Post holiday life can be a little jarring. Especially since I started physical therapy, have a doctor appointment and a hair appointment on different days after school this week. I went from having spools of time stretching out each day to...not.
Monday was a teacher work day. I was happy to see my friends. Miriam was still in Barcelona because her flight home was canceled. Alissa and I FaceTimed her, just to chat. We printed her sub plans and created something for her because one of the things she'd planned didn't work when we clicked on the link. (She made sub plans on her phone, which is heroic!)
I spent the day mostly making sub plans of my own.
A basket per day. Besides my upcoming chemo days, I have a data day with my team and a district training day on the horizon. (I didn't make sub plans for that day yet--sometimes if you work too far ahead, you have to change everything.)
Making sub plans is tedious. And you have to strike the balance between not too hard for the sub and not too boring for the students.

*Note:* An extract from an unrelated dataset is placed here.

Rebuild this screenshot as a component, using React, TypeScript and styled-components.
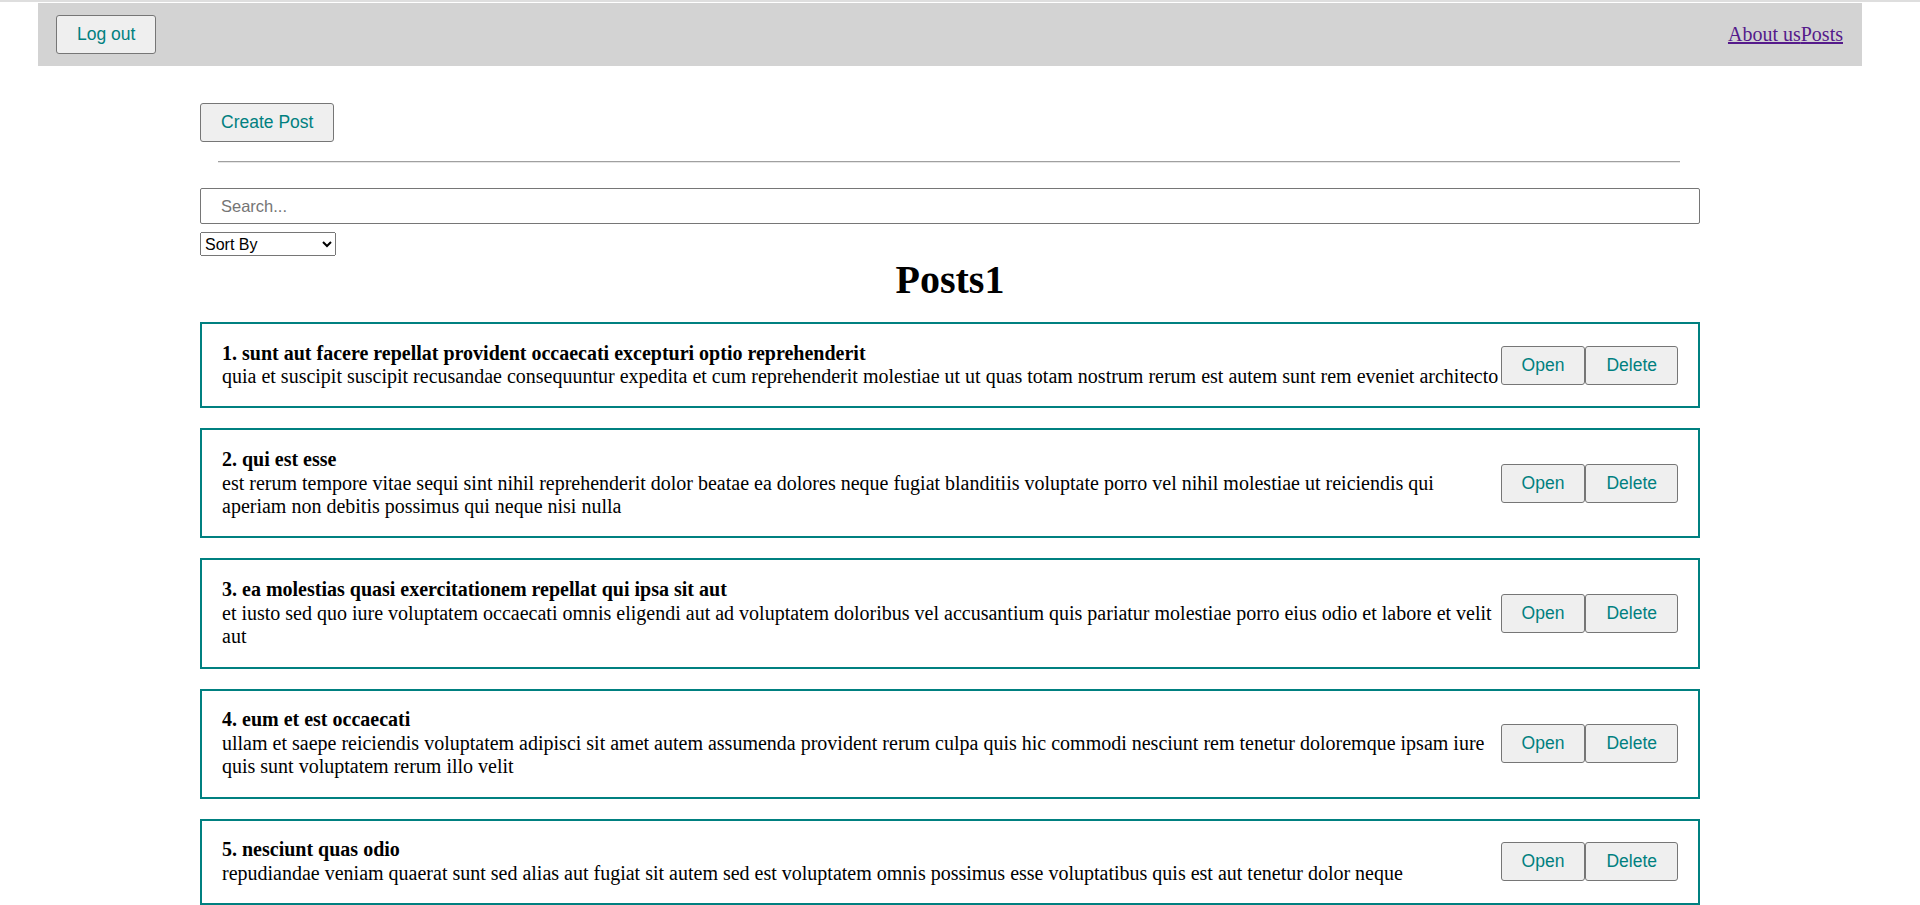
import { FC, useState } from "react";
import styled, { createGlobalStyle } from "styled-components";

interface Post {
    id: number;
    title: string;
    body: string;
}

const initialPosts: Post[] = [
    {
        id: 1,
        title: "sunt aut facere repellat provident occaecati excepturi optio reprehenderit",
        body: "quia et suscipit\nsuscipit recusandae consequuntur expedita et cum\nreprehenderit molestiae ut ut quas totam\nnostrum rerum est autem sunt rem eveniet architecto",
    },
    {
        id: 2,
        title: "qui est esse",
        body: "est rerum tempore vitae\nsequi sint nihil reprehenderit dolor beatae ea dolores neque\nfugiat blanditiis voluptate porro vel nihil molestiae ut reiciendis\nqui aperiam non debitis possimus qui neque nisi nulla",
    },
    {
        id: 3,
        title: "ea molestias quasi exercitationem repellat qui ipsa sit aut",
        body: "et iusto sed quo iure\nvoluptatem occaecati omnis eligendi aut ad\nvoluptatem doloribus vel accusantium quis pariatur\nmolestiae porro eius odio et labore et velit aut",
    },
    {
        id: 4,
        title: "eum et est occaecati",
        body: "ullam et saepe reiciendis voluptatem adipisci\nsit amet autem assumenda provident rerum culpa\nquis hic commodi nesciunt rem tenetur doloremque ipsam iure\nquis sunt voluptatem rerum illo velit",
    },
    {
        id: 5,
        title: "nesciunt quas odio",
        body: "repudiandae veniam quaerat sunt sed\nalias aut fugiat sit autem sed est\nvoluptatem omnis possimus esse voluptatibus quis\nest aut tenetur dolor neque",
    },
    {
        id: 6,
        title: "dolorem eum magni eos aperiam quia",
        body: "ut aspernatur corporis harum nihil quis provident sequi\nmollitia nobis aliquid molestiae\nperspiciatis et ea nemo ab reprehenderit accusantium quas\nvoluptate dolores velit et doloremque molestiae",
    },
    {
        id: 7,
        title: "magnam facilis autem",
        body: "dolore placeat quibusdam ea quo vitae\nmagni quis enim qui quis quo nemo aut saepe\nquidem repellat excepturi ut quia\nsunt ut sequi eos ea sed quas",
    },
    {
        id: 8,
        title: "dolorem dolore est ipsam",
        body: "dignissimos aperiam dolorem qui eum\nfacilis quibusdam animi sint suscipit qui sint possimus cum\nquaerat magni maiores excepturi\nipsam ut commodi dolor voluptatum modi aut vitae",
    },
    {
        id: 9,
        title: "nesciunt iure omnis dolorem tempora et accusantium",
        body: "consectetur animi nesciunt iure dolore\nenim quia ad\nveniam autem ut quam aut nobis\net est aut quod aut provident voluptas autem voluptas",
    },
    {
        id: 10,
        title: "optio molestias id quia eum",
        body: "quo et expedita modi cum officia vel magni\ndoloribus qui repudiandae\nvero nisi sit\nquos veniam quod sed accusamus veritatis error",
    },
];

const App: FC = () => {
    const [posts, setPosts] = useState<Post[]>(initialPosts);
    const [searchVal, setSearchVal] = useState<string>("");
    const [sortBy, setSortBy] = useState<string>("");

    const removePost = (id: number) => {
        setPosts(posts.filter((item) => item.id !== id));
    };

    const sortedPosts = sortBy
        ? [...posts].sort((a, b) => a[sortBy as "title" | "body"].localeCompare(b[sortBy as "title" | "body"]))
        : posts;
    const shownPosts = sortedPosts.filter((item) =>
        item.title.toLowerCase().includes(searchVal.toLowerCase()),
    );

    return (
        <Page>
            <GlobalStyle />
            <Navbar>
                <Button>Log out</Button>
                <NavLinks>
                    <NavLink href="#about">About us</NavLink>
                    <NavLink href="#posts">Posts</NavLink>
                </NavLinks>
            </Navbar>

            <Content>
                <div>
                    <Button>Create Post</Button>
                </div>
                <Divider />
                <SearchInput
                    value={searchVal}
                    onChange={(e) => setSearchVal(e.target.value)}
                    placeholder="Search..."
                />
                <SortSelect value={sortBy} onChange={(e) => setSortBy(e.target.value)}>
                    <option value="" disabled>
                        Sort By
                    </option>
                    <option value="title">By name</option>
                    <option value="body">By description</option>
                </SortSelect>
                <PageTitle>Posts1</PageTitle>

                <PostList>
                    {shownPosts.map((post) => (
                        <PostCard key={post.id}>
                            <PostText>
                                <PostTitle>
                                    {post.id}. {post.title}
                                </PostTitle>
                                <div>{post.body}</div>
                            </PostText>
                            <PostButtons>
                                <Button>Open</Button>
                                <Button onClick={() => removePost(post.id)}>Delete</Button>
                            </PostButtons>
                        </PostCard>
                    ))}
                </PostList>
            </Content>
        </Page>
    );
};

export default App;

const GlobalStyle = createGlobalStyle`
    html {
        overflow-y: scroll;
    }
    body {
        margin: 0;
        font-family: "Liberation Serif", "Times New Roman", serif;
        font-size: 20px;
        color: #000;
        background: #fff;
    }
`;

const Page = styled.div`
    border-top: 2px solid #dedede;
    padding: 1px 20px 40px 0;
`;

const Navbar = styled.div`
    display: flex;
    justify-content: space-between;
    align-items: center;
    margin: 0 38px;
    padding: 12px 19px 12px 18px;
    background: #d3d3d3;
`;

const NavLinks = styled.div`
    display: flex;
`;

const NavLink = styled.a`
    font-size: 20px;
    color: #551a8b;
    text-decoration: underline;
`;

const Button = styled.button`
    padding: 8px 20px;
    font-family: "Liberation Sans", Arial, sans-serif;
    font-size: 17.5px;
    color: teal;
    background: #efefef;
    border: 1px solid #767676;
    border-radius: 3px;
    cursor: pointer;
`;

const Content = styled.div`
    max-width: 1500px;
    margin: 0 auto;
    padding-top: 37px;
`;

const Divider = styled.hr`
    margin: 19px 20px 25px 18px;
    border: 0;
    border-top: 1px solid #a0a0a0;
    border-bottom: 1px solid #e6e6e6;
`;

const SearchInput = styled.input`
    display: block;
    width: 100%;
    box-sizing: border-box;
    height: 36px;
    padding: 0 20px;
    font-family: "Liberation Sans", Arial, sans-serif;
    font-size: 16.5px;
    border: 1px solid #767676;
    border-radius: 2px;

    &::placeholder {
        color: #757575;
    }
`;

const SortSelect = styled.select`
    display: block;
    margin-top: 8px;
    width: 136px;
    height: 24px;
    font-family: "Liberation Sans", Arial, sans-serif;
    font-size: 16px;
    color: #000;
`;

const PageTitle = styled.h1`
    margin: 0 0 19px;
    text-align: center;
    font-size: 40px;
    font-weight: bold;
`;

const PostList = styled.div`
    display: flex;
    flex-direction: column;
    gap: 20px;
`;

const PostCard = styled.div`
    display: flex;
    justify-content: space-between;
    align-items: center;
    padding: 17.5px 20px;
    border: 2px solid teal;
`;

const PostText = styled.div`
    font-size: 20px;
    line-height: 1.185;
`;

const PostTitle = styled.strong`
    display: block;
`;

const PostButtons = styled.div`
    display: flex;
    flex-shrink: 0;
`;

I went back to physical therapy on Monday also. I intended to go back in the summer, just to get my neck back into good working order. Then cancer came calling and I canceled the appointment. I think after my surgery and with my port, I have been holding my shoulders in kind of a protective posture and it hasn't helped anything. So back I went. It is not my idea of a good time. I like the therapist, but the perky aids talk to me in the patronizing way that people sometimes talk to the elderly (lots of people there are elderly). They ask me inane questions and I'm not great at small talk. I know it will help me though (the physical therapy, not the small talk). I was prepared for the fact that I'd need to go back in a week. He said he wants me back on Thursday. (But what about going home after school?) Sad. I'll just have to be very good about my exercises so I don't have to keep going so often.
So I have felt this thrum of too much too much too much and not enough time to do the things that make me feel like myself.
At the same time--it's always at the same time, counterweights abound--it's been great to be back at school. Yesterday they told me all the jokes I guess they've been saving up. There were the classics like, "Why was six afraid of seven?" (I can't tell you how many times I've pretended that is a joke I've never heard before.)
After a classic rendition of a knock knock joke where "who" is there and I gamely say "who who" and they asked if I was an owl, some kids decided to branch out and make up their own jokes.
Knock knock
Who's there?
Michael
Michael who?
Michael Jackson!
OK....
Then there was this one: a lengthy story about two apples, one yellow and one red, who were friends. The culminating punchline was that the red one asked the yellow one if he was a minion.
When I didn't laugh/didn't know that was the punchline, he asked, "Don't you get it? You know, since minions are yellow?"
I think these kids should stick to the classics.
I read them Hooway for Wodney Wat. I told them it was one of my favorite books. One girl said, "You always say that."
I said, "But this one really really is."
They laughed and later they wanted to act it out. It was darling watching them squatting down and hopping around like rodents. They loved it and I love them.